As a violent storm rages, Krogan, Johnny and the five natives return to the island, where Krogan asks, "well, any of you gals ever see what three million dollars looks like?" Marge asks what happened to Clancy; Krogan answers that "they're down at the bottom of the lagoon, along with the Tropic Star". Krogan announces that he is no longer interested in sharing the loot with Johnny, whom he accuses of planning to double-cross him. Johnny pulls out his gun and they shoot simultaneously, killing each other. Just then, Clancy enters with Burke. Luana points a gun at them, but Burke disarms her. As Clancy proclaims, "Marge we're rich", storm winds hit the thatched house which is then washed away by the surging waves.

In a coda, an overhead sign marks the entrance to "The Bird Cage Cafe". Inside, Marge is seated at the cash register, with what appears to be a large framed photograph of Diane and Burke as a happy couple, propped up against it, while Clancy, wearing a captain's cap and jacket, surveys the place, then sits by her and says, "I'll have to put the bite on you for about fifty dollars", explaining that he'll tell her more later, adding, "you haven't forgotten about that bungalow on the Riviera, have you?" She gives him the money and rings up "NO SALE".

Cast
John Carradine  ...  Clancy  
Gale Sondergaard  ...  Marge  
Sidney Toler  ...  Krogan  
Frank Fenton  ...  Burke  
Veda Ann Borg  ...  Luana   
Rita Quigley  ...  Diane  
Rick Vallin  ...  Johnny Pacific
Tala Birell ...  Christine 
Patti McCarty ...  Bobbie
Betty Amann ...  Olga
Marian Colby ...  Mimi 
William Edmonds ...  Chief

Soundtrack
Ulmer's contract with PRC made him the only producer to be able to commission music rather than use stock cues.
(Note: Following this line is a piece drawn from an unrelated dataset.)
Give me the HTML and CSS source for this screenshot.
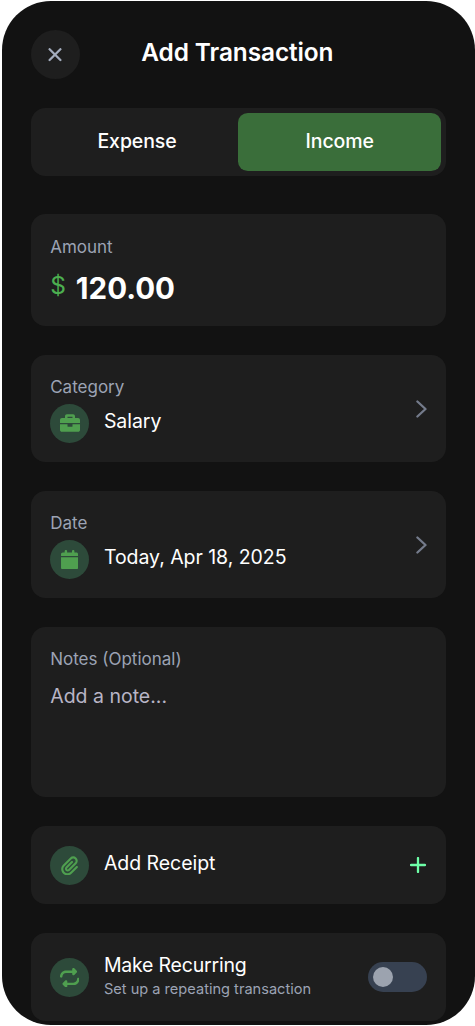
FILE: index.html
```html
<!DOCTYPE html>
<html lang="en">
<head>
<meta charset="utf-8">
<title>Add Transaction</title>
<link rel="stylesheet" href="styles.css">
</head>
<body>
<main class="phone">
  <header class="header">
    <button class="close" aria-label="Close">
      <svg width="14" height="14" viewBox="0 0 14 14"><path class="stroke" d="M1.6 1.2 12.4 12M12.4 1.2 1.6 12"/></svg>
    </button>
    <h1 class="title">Add Transaction</h1>
  </header>

  <div class="tabs">
    <button class="tab">Expense</button>
    <button class="tab tab-active">Income</button>
  </div>

  <section class="card amount">
    <div class="label">Amount</div>
    <div class="amount-row"><span class="currency">$</span><span class="value">120.00</span></div>
  </section>

  <section class="card picker">
    <div>
      <div class="label">Category</div>
      <div class="item">
        <span class="badge"><svg width="20" height="20" viewBox="0 0 512 512"><path d="M320 336c0 8.840-7.160 16-16 16h-96c-8.840 0-16-7.160-16-16v-48H0v144c0 25.600 22.400 48 48 48h416c25.600 0 48-22.400 48-48V288H320v48zm144-208h-80V80c0-25.600-22.400-48-48-48H176c-25.600 0-48 22.400-48 48v48H48c-25.600 0-48 22.400-48 48v80h512v-80c0-25.600-22.400-48-48-48zm-144 0H192V96h128v32z"/></svg></span>
        <span class="text">Salary</span>
      </div>
    </div>
    <svg class="chevron" width="12" height="18" viewBox="0 0 12 18"><path class="stroke" d="M2.400 1.500 10.500 9 2.400 16.500"/></svg>
  </section>

  <section class="card picker">
    <div>
      <div class="label">Date</div>
      <div class="item">
        <span class="badge"><svg width="17.100" height="19.500" viewBox="0 0 448 512"><path d="M96 32V64H48C21.500 64 0 85.500 0 112v48H448V112c0-26.500-21.500-48-48-48H352V32c0-17.700-14.300-32-32-32s-32 14.300-32 32V64H160V32c0-17.700-14.300-32-32-32S96 14.300 96 32zM448 192H0V464c0 26.500 21.500 48 48 48H400c26.500 0 48-21.500 48-48V192z"/></svg></span>
        <span class="text">Today, Apr 18, 2025</span>
      </div>
    </div>
    <svg class="chevron" width="12" height="18" viewBox="0 0 12 18"><path class="stroke" d="M2.400 1.500 10.500 9 2.400 16.500"/></svg>
  </section>

  <section class="card notes">
    <div class="label">Notes (Optional)</div>
    <div class="placeholder">Add a note...</div>
  </section>

  <section class="card action receipt">
    <span class="badge"><svg width="17.100" height="19.500" viewBox="0 0 448 512"><path d="M364.200 83.800c-24.400-24.400-64-24.400-88.400 0l-184 184c-42.100 42.100-42.100 110.300 0 152.400s110.300 42.100 152.400 0l152-152c10.900-10.900 28.700-10.900 39.600 0s10.900 28.700 0 39.600l-152 152c-64 64-167.600 64-231.600 0s-64-167.600 0-231.600l184-184c46.300-46.300 121.300-46.300 167.600 0s46.300 121.300 0 167.600l-176 176c-28.600 28.600-75 28.600-103.600 0s-28.600-75 0-103.600l144-144c10.900-10.900 28.700-10.900 39.600 0s10.900 28.700 0 39.600l-144 144c-6.700 6.700-6.700 17.700 0 24.400s17.700 6.700 24.400 0l176-176c24.400-24.400 24.400-64 0-88.400z"/></svg></span>
    <span class="text">Add Receipt</span>
    <svg class="plus" width="16" height="16" viewBox="0 0 16 16"><path class="stroke" d="M8 1V15M1 8H15"/></svg>
  </section>

  <section class="card action recurring">
    <span class="badge"><svg width="19.500" height="19.500" viewBox="0 0 512 512"><path d="M0 224c0 17.700 14.300 32 32 32s32-14.300 32-32c0-53 43-96 96-96H320v32c0 12.900 7.800 24.600 19.800 29.600s25.700 2.200 34.900-6.900l64-64c12.500-12.500 12.500-32.800 0-45.300l-64-64c-9.200-9.200-22.900-11.900-34.900-6.900S320 19.100 320 32V64H160C71.600 64 0 135.600 0 224zm512 64c0-17.700-14.300-32-32-32s-32 14.300-32 32c0 53-43 96-96 96H192V352c0-12.900-7.800-24.600-19.800-29.600s-25.700-2.200-34.900 6.900l-64 64c-12.500 12.500-12.500 32.800 0 45.300l64 64c9.200 9.200 22.900 11.900 34.900 6.900s19.800-16.600 19.800-29.600V448H352c88.400 0 160-71.600 160-160z"/></svg></span>
    <div class="stack">
      <div class="text">Make Recurring</div>
      <div class="sub">Set up a repeating transaction</div>
    </div>
    <span class="switch"><span class="knob"></span></span>
  </section>
</main>
</body>
</html>
```
FILE: styles.css
```css
* { box-sizing: border-box; }
body {
  margin: 0;
  padding: 1px 0 0 2px;
  height: 1026px;
  overflow: hidden;
  background: #fff;
  font-family: Inter, "Liberation Sans", sans-serif;
  color: #fff;
}
button { border: 0; padding: 0; font: inherit; color: inherit; }
svg { display: block; flex: none; fill: currentColor; }
.stroke { fill: none; stroke: currentColor; stroke-linecap: round; stroke-linejoin: round; stroke-width: 2.3; }

.phone {
  width: 473px;
  height: 1024px;
  padding: 29px 29px 0 28.700px;
  border-radius: 49px;
  background: #121212;
  overflow: hidden;
}
.header {
  display: grid;
  grid-template-columns: 49px 1fr 49px;
  height: 49px;
  margin-bottom: 28.700px;
}
.close {
  display: grid;
  place-items: center;
  width: 49px;
  height: 49px;
  border-radius: 50%;
  background: #1e1e1e;
  color: #a3acbd;
}
.title {
  margin: 0;
  padding-right: 2px;
  text-align: center;
  font-size: 24.400px;
  font-weight: 600;
  letter-spacing: -.08px;
  line-height: 44px;
  white-space: nowrap;
}
.tabs {
  display: flex;
  height: 68px;
  margin-bottom: 38.700px;
  padding: 5px;
  border-radius: 14.600px;
  background: #1e1e1e;
}
.tab {
  flex: 1;
  padding: 0 0 2px;
  border-radius: 9.800px;
  background: none;
  font-size: 19.500px;
  font-weight: 450;
  letter-spacing: -.1px;
}
.tab-active { background: #3a6e3a; }

.card {
  border-radius: 14.600px;
  background: #1e1e1e;
  margin-bottom: 29px;
  padding: 19.500px;
}
.label { font-size: 17px; line-height: 24px; color: #9ca3b4; }
.text { font-size: 19.500px; letter-spacing: -.04px; line-height: 29px; white-space: nowrap; }
.amount { height: 112px; }
.amount .label { padding-top: 1px; }
.amount-row { display: flex; gap: 10px; margin-top: 7px; line-height: 44px; }
.currency { font-size: 24.400px; line-height: 38px; color: #4caf50; }
.value { font-size: 29.500px; font-weight: 700; }

.picker { display: flex; justify-content: space-between; align-items: center; height: 107px; }
.item { display: flex; align-items: center; gap: 14.700px; margin-top: 5px; }
.item .text { padding-bottom: 4px; }
.badge {
  display: grid;
  place-items: center;
  flex: none;
  width: 39px;
  height: 39px;
  border-radius: 50%;
  background: #2d4a3a;
  color: #4f9f4f;
}
.chevron { color: #747b8b; }

.notes { height: 170px; }
.placeholder { margin-top: 11px; font-size: 19.500px; line-height: 29px; color: #b8b5c6; }
.action { display: flex; align-items: center; gap: 14.700px; }
.receipt { height: 78px; }
.receipt .text { padding-bottom: 3px; }
.plus { margin: 0 1px 0 auto; color: #6effa8; }
.recurring { height: 88px; margin-bottom: 0; }
.stack { padding-bottom: 4px; }
.stack .text { line-height: 28px; letter-spacing: -.2px; }
.sub { font-size: 14.600px; line-height: 20px; color: #9ca3b4; white-space: nowrap; }
.switch {
  display: flex;
  align-items: center;
  width: 59px;
  height: 30px;
  margin-left: auto;
  padding: 5px;
  border-radius: 15px;
  background: #374151;
}
.knob { width: 20px; height: 20px; border-radius: 50%; background: #9ca3af; }
```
Composer Leo Erdody, a long time friend of Ulmer included several Wagnerian themes and songs.

Production
The film was shot at Corriganville movie ranch in six days at a cost of $23,000. Ulmer, who was a production assistant on F. W. Murnau's Tabu: A Story of the South Seas found 200 miniature trees from John Ford's 1937 film The Hurricane and wrote a South Seas story based on ideas he had while filming Tabu.  Ulmer, "The Frank Capra of PRC". also reused footage from PRC's Jungle Siren. The Production Code Administration insisted that the nightclub hostesses of the film in no way could resemble prostitutes.  The original ending depicting the self-sacrificing watery suicide of Clancy and Marge to save Diane was ordered changed.

Evaluation in film guides
Leonard Maltin's Movie Guide (2001 edition) gives Isle of Forgotten Sins 2 stars (out of 4) calling it a "standard programmer", but concludes that "as usual, Ulmer's direction is much better than the material".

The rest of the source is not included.